WHAT IS REQUIRED =
Among the entries below, which lines run from the line with "Clone this screenshot" through the line with "string; right: string;"? Retype those, both ends included, exactly and without pictures.

EXTRACTED INFORMATION =
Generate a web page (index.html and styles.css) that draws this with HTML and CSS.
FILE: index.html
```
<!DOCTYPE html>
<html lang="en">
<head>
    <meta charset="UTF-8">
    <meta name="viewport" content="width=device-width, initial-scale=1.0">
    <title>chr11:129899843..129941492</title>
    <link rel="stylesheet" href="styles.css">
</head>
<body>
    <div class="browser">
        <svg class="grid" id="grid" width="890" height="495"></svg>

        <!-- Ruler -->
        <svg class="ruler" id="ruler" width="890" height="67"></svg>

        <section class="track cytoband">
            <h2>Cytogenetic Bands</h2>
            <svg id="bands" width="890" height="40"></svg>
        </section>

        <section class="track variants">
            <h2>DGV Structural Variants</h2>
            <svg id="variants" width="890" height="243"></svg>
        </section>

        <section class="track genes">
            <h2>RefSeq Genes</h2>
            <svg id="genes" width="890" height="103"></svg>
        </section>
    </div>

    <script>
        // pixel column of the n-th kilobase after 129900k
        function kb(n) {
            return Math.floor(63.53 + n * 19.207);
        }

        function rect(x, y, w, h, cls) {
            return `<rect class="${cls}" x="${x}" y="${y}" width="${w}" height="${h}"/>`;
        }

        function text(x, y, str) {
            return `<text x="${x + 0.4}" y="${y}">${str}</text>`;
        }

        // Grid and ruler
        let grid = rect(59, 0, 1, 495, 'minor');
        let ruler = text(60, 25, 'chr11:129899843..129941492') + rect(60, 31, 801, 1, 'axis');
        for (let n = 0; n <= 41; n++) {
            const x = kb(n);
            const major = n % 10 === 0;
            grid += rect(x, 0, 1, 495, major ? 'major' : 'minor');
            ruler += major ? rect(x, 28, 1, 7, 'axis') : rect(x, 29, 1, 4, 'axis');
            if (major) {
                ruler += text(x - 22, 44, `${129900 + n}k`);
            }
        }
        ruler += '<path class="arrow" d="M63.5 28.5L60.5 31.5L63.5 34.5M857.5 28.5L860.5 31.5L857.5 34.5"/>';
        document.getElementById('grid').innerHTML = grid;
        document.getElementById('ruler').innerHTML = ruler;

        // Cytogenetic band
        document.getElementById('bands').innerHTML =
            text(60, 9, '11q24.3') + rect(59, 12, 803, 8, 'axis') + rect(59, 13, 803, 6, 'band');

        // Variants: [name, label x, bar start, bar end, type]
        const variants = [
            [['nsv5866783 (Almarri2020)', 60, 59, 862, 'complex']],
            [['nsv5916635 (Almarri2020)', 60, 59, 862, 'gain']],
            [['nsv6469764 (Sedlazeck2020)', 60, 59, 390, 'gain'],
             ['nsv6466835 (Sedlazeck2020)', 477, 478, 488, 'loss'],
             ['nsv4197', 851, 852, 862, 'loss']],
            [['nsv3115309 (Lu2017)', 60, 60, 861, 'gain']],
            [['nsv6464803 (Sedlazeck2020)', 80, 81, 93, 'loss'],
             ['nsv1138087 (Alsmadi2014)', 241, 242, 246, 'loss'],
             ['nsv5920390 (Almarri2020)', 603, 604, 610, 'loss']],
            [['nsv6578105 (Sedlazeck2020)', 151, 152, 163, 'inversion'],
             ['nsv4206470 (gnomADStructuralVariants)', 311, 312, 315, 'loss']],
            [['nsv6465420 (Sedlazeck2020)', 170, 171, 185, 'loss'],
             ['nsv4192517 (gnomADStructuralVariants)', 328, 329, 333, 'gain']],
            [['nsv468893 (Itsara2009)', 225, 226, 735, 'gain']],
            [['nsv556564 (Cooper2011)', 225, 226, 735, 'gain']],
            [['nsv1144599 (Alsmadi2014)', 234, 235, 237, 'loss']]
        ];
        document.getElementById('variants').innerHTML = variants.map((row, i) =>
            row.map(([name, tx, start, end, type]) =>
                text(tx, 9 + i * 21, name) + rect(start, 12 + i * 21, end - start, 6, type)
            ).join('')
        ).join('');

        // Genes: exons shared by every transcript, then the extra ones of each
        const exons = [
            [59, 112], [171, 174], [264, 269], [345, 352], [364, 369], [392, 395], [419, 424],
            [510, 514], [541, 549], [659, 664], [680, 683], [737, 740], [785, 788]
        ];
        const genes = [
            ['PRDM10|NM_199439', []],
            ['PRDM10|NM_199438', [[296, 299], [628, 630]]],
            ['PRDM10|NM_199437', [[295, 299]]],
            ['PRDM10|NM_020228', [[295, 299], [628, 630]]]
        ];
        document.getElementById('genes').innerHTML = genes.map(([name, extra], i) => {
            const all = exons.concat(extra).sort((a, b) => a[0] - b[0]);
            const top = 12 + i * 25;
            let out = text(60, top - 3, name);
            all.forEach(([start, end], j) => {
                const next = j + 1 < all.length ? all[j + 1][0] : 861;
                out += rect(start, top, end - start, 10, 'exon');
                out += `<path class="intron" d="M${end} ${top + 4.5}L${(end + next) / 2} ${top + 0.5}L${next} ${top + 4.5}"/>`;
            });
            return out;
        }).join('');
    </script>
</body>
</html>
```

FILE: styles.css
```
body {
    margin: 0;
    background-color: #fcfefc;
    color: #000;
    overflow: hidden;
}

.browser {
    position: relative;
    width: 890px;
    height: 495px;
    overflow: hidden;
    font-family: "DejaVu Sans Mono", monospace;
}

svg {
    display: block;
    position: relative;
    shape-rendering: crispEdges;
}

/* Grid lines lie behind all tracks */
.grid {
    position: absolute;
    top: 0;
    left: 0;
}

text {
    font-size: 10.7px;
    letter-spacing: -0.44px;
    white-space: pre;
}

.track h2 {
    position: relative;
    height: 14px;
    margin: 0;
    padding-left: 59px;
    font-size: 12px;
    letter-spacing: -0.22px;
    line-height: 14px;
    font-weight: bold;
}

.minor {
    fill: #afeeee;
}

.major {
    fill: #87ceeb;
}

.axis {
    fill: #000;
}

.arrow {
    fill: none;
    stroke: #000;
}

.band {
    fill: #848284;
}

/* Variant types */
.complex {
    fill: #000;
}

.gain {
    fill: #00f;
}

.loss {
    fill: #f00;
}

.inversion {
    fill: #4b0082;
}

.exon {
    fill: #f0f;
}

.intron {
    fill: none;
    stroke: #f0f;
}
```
* * *
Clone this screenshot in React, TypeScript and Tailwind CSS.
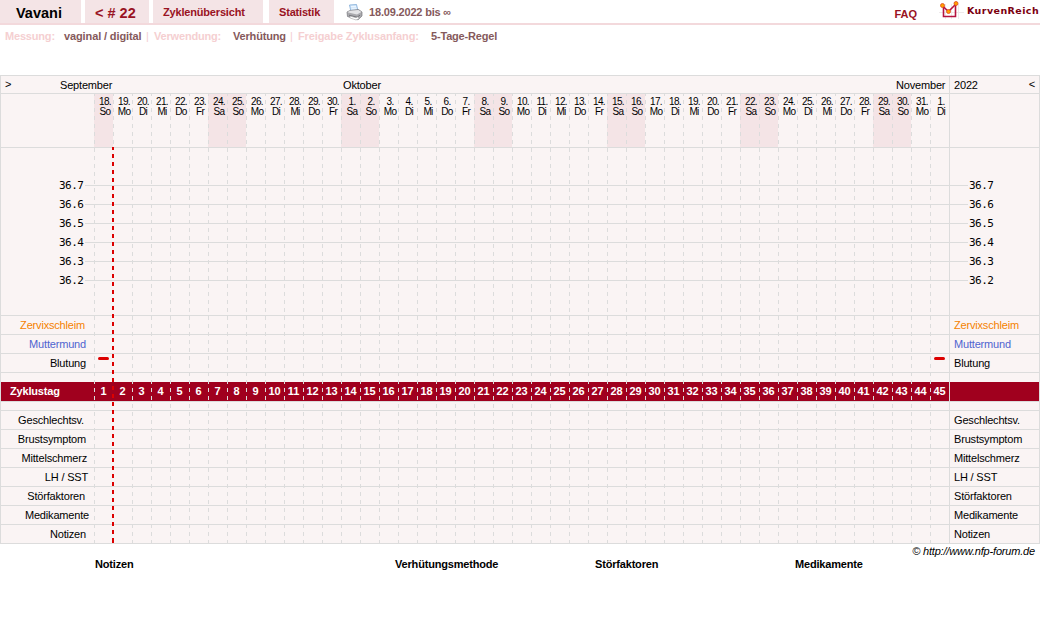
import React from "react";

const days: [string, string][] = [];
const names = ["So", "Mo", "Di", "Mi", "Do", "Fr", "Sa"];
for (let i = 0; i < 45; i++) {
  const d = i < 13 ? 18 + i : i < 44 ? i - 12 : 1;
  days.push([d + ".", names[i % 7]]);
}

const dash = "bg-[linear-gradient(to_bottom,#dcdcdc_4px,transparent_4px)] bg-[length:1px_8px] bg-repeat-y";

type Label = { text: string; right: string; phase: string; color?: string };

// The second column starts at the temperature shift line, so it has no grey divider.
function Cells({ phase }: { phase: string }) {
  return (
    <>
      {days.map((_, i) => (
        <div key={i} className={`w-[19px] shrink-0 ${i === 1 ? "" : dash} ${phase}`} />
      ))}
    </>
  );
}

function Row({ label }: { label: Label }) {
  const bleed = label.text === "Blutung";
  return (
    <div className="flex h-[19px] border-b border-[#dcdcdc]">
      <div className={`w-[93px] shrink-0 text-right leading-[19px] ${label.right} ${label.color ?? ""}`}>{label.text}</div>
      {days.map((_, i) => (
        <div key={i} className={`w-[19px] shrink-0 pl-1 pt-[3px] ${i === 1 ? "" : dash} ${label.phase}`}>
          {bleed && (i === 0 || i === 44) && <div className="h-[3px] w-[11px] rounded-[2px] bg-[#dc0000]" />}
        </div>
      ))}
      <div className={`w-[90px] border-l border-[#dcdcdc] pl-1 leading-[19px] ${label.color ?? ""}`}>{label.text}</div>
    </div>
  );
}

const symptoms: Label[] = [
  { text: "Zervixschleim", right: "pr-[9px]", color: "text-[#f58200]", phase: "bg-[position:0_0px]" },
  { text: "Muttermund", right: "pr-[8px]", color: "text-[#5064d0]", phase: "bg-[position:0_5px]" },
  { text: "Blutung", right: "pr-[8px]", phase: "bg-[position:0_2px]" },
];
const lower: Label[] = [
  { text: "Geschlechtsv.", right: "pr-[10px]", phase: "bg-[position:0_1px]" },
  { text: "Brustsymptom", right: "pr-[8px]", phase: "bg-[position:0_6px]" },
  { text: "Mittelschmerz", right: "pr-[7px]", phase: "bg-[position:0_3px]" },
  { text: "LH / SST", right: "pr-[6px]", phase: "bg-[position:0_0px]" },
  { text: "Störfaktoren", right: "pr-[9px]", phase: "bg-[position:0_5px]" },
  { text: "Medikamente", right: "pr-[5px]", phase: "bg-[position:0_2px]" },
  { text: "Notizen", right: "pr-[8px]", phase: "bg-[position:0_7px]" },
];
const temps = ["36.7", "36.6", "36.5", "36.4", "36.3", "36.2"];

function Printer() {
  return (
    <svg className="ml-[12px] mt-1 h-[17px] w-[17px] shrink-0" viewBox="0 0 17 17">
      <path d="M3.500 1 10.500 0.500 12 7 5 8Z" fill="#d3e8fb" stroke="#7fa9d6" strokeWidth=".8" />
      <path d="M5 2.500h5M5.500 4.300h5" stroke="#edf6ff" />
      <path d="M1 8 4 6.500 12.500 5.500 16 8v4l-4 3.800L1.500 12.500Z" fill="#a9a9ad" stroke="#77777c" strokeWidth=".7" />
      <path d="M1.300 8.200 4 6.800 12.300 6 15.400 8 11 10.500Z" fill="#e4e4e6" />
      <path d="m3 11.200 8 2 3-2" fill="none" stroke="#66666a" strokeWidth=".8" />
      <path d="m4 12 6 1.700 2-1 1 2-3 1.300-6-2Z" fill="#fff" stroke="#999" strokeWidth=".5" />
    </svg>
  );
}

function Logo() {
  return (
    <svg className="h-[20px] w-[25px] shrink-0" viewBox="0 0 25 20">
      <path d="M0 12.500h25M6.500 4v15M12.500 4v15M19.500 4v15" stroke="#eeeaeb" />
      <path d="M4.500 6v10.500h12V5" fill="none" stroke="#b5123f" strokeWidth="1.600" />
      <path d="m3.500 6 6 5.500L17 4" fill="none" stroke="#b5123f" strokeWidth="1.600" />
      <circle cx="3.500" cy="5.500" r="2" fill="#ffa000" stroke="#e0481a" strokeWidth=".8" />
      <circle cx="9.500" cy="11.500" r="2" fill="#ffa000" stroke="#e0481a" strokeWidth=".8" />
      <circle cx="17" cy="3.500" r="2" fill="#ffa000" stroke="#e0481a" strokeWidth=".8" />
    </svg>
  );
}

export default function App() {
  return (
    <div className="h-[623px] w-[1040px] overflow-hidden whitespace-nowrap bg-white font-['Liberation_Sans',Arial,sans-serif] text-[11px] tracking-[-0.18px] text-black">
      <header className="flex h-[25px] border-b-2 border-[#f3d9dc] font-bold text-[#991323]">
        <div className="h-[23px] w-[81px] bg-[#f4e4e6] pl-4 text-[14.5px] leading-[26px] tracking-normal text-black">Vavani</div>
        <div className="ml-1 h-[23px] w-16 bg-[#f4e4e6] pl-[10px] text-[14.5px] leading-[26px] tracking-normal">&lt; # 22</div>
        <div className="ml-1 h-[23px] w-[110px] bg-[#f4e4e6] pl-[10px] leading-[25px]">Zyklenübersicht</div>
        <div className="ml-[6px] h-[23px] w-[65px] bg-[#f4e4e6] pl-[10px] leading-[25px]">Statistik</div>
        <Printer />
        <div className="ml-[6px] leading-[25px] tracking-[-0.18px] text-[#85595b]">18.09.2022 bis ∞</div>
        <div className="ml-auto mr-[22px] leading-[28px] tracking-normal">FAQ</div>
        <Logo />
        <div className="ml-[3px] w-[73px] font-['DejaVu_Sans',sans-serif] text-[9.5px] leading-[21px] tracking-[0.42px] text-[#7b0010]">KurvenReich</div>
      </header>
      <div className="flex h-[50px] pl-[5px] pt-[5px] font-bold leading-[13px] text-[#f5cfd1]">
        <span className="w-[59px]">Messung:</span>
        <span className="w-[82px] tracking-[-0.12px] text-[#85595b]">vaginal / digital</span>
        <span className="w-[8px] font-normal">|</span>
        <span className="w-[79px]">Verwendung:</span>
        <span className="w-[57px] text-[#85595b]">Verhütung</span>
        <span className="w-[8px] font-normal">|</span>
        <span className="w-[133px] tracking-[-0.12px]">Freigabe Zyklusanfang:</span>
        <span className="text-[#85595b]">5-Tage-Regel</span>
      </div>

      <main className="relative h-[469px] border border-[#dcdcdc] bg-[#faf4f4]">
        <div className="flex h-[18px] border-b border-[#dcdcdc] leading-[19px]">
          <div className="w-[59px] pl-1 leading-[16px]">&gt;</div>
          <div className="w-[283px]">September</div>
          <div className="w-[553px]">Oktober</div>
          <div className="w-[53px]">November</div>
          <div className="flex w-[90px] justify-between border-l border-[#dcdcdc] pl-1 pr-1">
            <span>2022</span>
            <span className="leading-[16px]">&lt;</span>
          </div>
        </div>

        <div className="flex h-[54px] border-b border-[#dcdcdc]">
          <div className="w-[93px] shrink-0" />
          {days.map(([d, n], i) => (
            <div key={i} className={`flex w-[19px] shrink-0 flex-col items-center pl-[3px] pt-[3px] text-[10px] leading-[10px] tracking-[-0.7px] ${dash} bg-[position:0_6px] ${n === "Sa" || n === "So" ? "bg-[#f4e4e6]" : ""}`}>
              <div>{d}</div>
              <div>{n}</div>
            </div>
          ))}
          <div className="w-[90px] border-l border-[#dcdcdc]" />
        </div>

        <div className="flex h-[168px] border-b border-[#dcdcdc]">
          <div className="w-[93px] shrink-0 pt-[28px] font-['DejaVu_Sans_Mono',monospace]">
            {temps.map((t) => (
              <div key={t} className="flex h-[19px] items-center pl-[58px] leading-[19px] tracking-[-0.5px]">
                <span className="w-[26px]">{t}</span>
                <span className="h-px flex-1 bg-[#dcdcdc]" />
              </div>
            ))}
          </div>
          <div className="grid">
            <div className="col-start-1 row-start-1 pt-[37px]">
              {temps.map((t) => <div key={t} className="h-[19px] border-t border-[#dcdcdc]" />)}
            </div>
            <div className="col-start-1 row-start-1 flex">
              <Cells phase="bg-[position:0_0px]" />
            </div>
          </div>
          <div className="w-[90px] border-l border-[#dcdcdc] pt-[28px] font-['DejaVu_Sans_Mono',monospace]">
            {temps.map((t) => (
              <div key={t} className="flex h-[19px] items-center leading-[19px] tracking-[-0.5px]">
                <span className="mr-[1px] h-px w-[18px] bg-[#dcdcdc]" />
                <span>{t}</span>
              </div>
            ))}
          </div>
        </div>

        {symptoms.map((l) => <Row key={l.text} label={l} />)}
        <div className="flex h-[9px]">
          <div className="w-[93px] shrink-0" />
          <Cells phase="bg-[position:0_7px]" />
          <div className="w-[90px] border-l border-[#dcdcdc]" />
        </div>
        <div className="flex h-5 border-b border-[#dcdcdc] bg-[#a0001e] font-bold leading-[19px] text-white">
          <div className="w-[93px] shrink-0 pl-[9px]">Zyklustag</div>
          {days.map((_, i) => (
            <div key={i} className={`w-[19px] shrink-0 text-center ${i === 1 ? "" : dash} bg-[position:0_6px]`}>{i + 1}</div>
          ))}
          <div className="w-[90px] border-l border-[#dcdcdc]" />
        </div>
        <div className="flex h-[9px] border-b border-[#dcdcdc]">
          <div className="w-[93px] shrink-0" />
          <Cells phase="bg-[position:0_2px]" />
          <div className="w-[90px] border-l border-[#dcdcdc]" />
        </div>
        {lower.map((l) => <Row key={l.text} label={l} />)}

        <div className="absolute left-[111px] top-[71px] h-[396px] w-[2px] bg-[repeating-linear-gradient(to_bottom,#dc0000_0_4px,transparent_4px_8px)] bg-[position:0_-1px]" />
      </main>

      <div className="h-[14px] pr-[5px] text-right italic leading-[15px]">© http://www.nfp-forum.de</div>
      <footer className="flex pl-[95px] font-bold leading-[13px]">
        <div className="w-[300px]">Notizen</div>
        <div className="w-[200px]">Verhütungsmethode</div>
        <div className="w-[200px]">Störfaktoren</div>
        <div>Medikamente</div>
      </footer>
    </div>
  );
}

THE ANSWER =
Clone this screenshot in React, TypeScript and Tailwind CSS.
import React from "react";

const days: [string, string][] = [];
const names = ["So", "Mo", "Di", "Mi", "Do", "Fr", "Sa"];
for (let i = 0; i < 45; i++) {
  const d = i < 13 ? 18 + i : i < 44 ? i - 12 : 1;
  days.push([d + ".", names[i % 7]]);
}

const dash = "bg-[linear-gradient(to_bottom,#dcdcdc_4px,transparent_4px)] bg-[length:1px_8px] bg-repeat-y";

type Label = { text: string; right: string; phase: string; color?: string };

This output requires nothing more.